How to live with sharp minds without getting cut
There’s a quiet skill that changes everything with highly intelligent, slightly condescending people. It’s not flattery, and it’s not submission.
It’s explicit framing.
Instead of waiting to be blindsided by their bluntness, you name the dynamic. You say things like, “I really value how fast you see problems. Can you present corrections in a way that helps the team stay open to them?”
This tiny pre-agreement tells their brain: precision is welcome, social safety is required.
You also get to ask clarifying questions: “Can you walk me through how you got to that conclusion?”
That slows them down just enough to reconnect with the room, not only with the problem.
Many people respond to perceived condescension with passive aggression. Short replies, eye rolls, private jokes. It feels safer than saying, “You hurt my pride.”
The cost is huge: the relationship rots, and everyone loses access to real intelligence.
A more honest route looks messier but works better. You can say, “When you correct me like that in front of everyone, I shut down. I still want your input, just not in that format.”
Let’s be honest: nobody really does this every single day. It takes courage and energy.
Yet separating the person’s brain from their delivery is often the only way to keep both respect and truth in the room. You’re not asking them to be less smart. You’re asking them to be less careless with that smartness.
Sometimes what we hear as “I’m smarter than you” is actually just “My brain is going too fast and my social filter is lagging behind.”
- Name the talent – Acknowledge what their mind does well before you challenge how they speak. It lowers defensiveness.
- Set a boundary – Calmly describe the exact behavior that shuts you down, without insulting their character.
- Ask for the story – Invite them to explain their reasoning step by step; it slows the pace and humanizes the exchange.
- Watch your own ego – Notice when you feel smaller and breathe before you reply; not every sting is an attack.
- Use private channels – Sensitive feedback lands better one-on-one than in front of an audience thirsty for drama.
Rethinking arrogance in a world that worships “nice”
We live in a culture that publicly praises kindness and privately rewards sharp results.
That tension quietly shapes how we judge the “condescending” people around us.
Some of them are genuinely arrogant; psychology doesn’t erase basic rudeness.
Others are simply out of sync: emotionally undertrained, cognitively overclocked, moving too fast for the social layer to keep up.
The question becomes less “Are they a jerk?” and more “Is there a powerful mind here that hasn’t learned a shared language yet?”
Sometimes, the most liberating shift is accepting that intelligence doesn’t always come gift-wrapped in warmth. It comes raw, edgy, and occasionally clumsy.

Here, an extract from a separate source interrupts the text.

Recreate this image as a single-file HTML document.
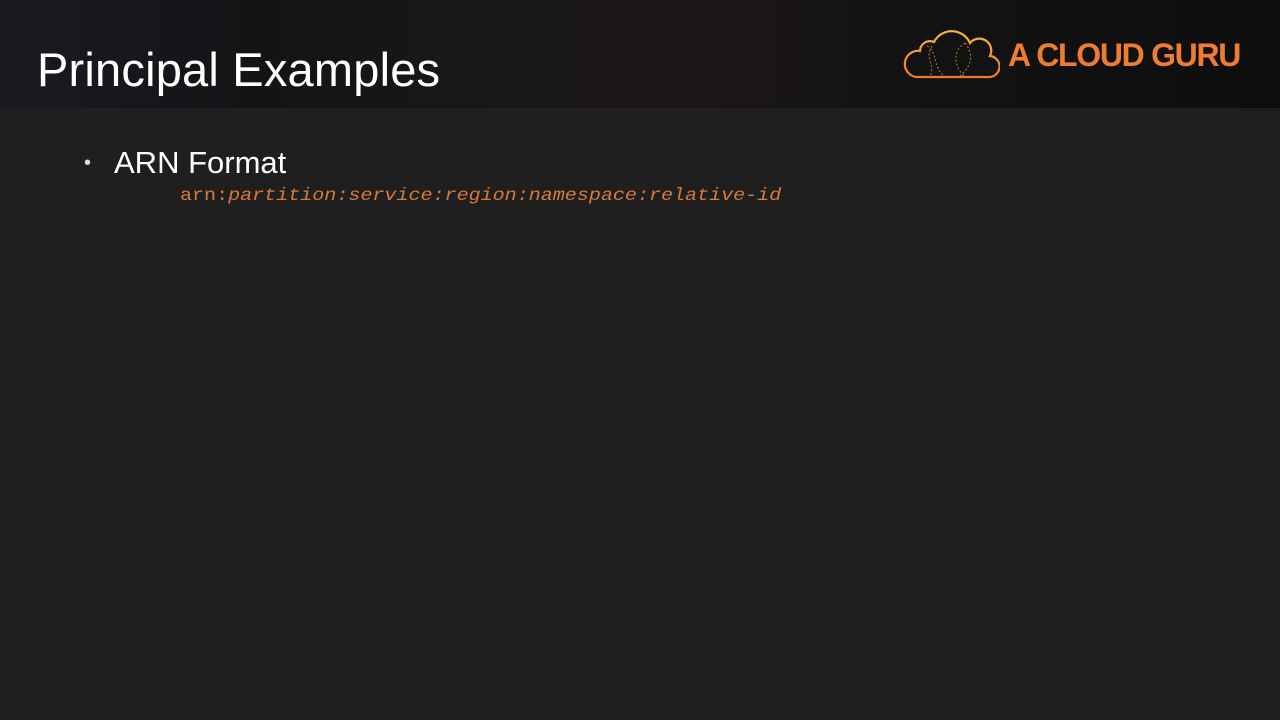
<!DOCTYPE html>
<html><head><meta charset="utf-8"><style>
body{margin:0;width:1280px;height:720px;background:#1f1f1f;overflow:hidden;font-family:"Liberation Sans",sans-serif;position:relative}
.hdr{position:absolute;left:0;top:0;width:1280px;height:108px;background:linear-gradient(90deg,#1b1a20 0%,#141316 20%,#1a1718 40%,#1c1716 55%,#131313 70%,#0e0e0e 100%)}
.title{position:absolute;left:37px;top:42px;font-size:47px;color:#fff;letter-spacing:0.2px;white-space:nowrap}
.logo{position:absolute;left:1008px;top:37px;font-size:32px;font-weight:bold;color:#ef7d30;letter-spacing:-1.3px}
.bul{position:absolute;left:84px;top:152px;color:#ddd;font-size:20px}
.arn{position:absolute;left:114px;top:145px;color:#fff;font-size:31px;letter-spacing:0px}
.code{position:absolute;left:180px;top:186px;font-family:"Liberation Mono",monospace;font-size:17.9px;color:#d9793a;white-space:nowrap;transform:scaleX(1.12);transform-origin:left}
</style></head><body>
<div class="hdr"></div>
<div class="title">Principal Examples</div>
<svg style="position:absolute;left:902px;top:26px" width="98" height="56" viewBox="0 0 98 56">
<defs><linearGradient id="g" x1="0" y1="0" x2="0" y2="1"><stop offset="0" stop-color="#f6b73c"/><stop offset="1" stop-color="#ee7a2c"/></linearGradient></defs>
<path d="M14 51 H86 A10 10 0 0 0 88 30 A12 12 0 0 0 68 17 A20 20 0 0 0 32 16 A10 10 0 0 0 18 25 A13 13 0 0 0 14 51 Z" fill="none" stroke="url(#g)" stroke-width="2.2"/>
<path d="M25 20 C36 26 30 40 42 50 M30 20 C22 32 34 40 28 50 M63 17 C50 25 52 40 62 50 M63 17 C72 28 70 40 58 50" fill="none" stroke="#b77a3a" stroke-width="1" stroke-dasharray="2 2"/>
</svg>
<div class="logo">A CLOUD GURU</div>
<div class="bul">•</div>
<div class="arn">ARN Format</div>
<div class="code">arn:<i>partition:service:region:namespace:relative-id</i></div>
</body></html>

*And when we stop confusing discomfort with danger, we suddenly gain access to minds we once wrote off as unbearable.*
| Key point | Detail | Value for the reader |
|---|---|---|
| Reframe condescension | See sharp comments as signs of cognitive speed and “curse of knowledge”, not just arrogance | Reduces emotional reactivity and defensiveness |
| Separate brain from behavior | Recognize intelligence while still setting limits on hurtful delivery | Protects relationships without sacrificing truth or clarity |
| Use explicit framing | Agree on how feedback is given and ask for step-by-step reasoning | Turns difficult personalities into high-value allies |
FAQ:
- Is condescending behavior always linked to high intelligence?Not at all. Some people are just rude or insecure, and that can show up as condescension. Psychology simply notes that many highly intelligent people are perceived as condescending because of speed, precision, and low tolerance for fuzzy logic.
- How can I tell the difference between arrogance and fast thinking?Watch what happens when you give feedback. If the person adjusts their tone when you explain how it lands, it’s usually fast thinking. If they mock or dismiss your feelings, you’re probably dealing with arrogance.
- Why do smart people sometimes struggle socially?They can underestimate how long others need to process information, and they often weren’t rewarded for social skills growing up. Their brain prioritized solving problems, not smoothing interactions.
- What can a highly intelligent person do to sound less condescending?Slow down, ask more questions than statements, and describe your thought process out loud. Preface corrections with context, like “Here’s one risk I see” instead of “That’s wrong.”
- Should I confront a colleague I find condescending?Yes, but briefly and specifically. Talk about one behavior, in private, and link it to its impact on your collaboration. You’re not fixing their personality, just adjusting the rules of engagement.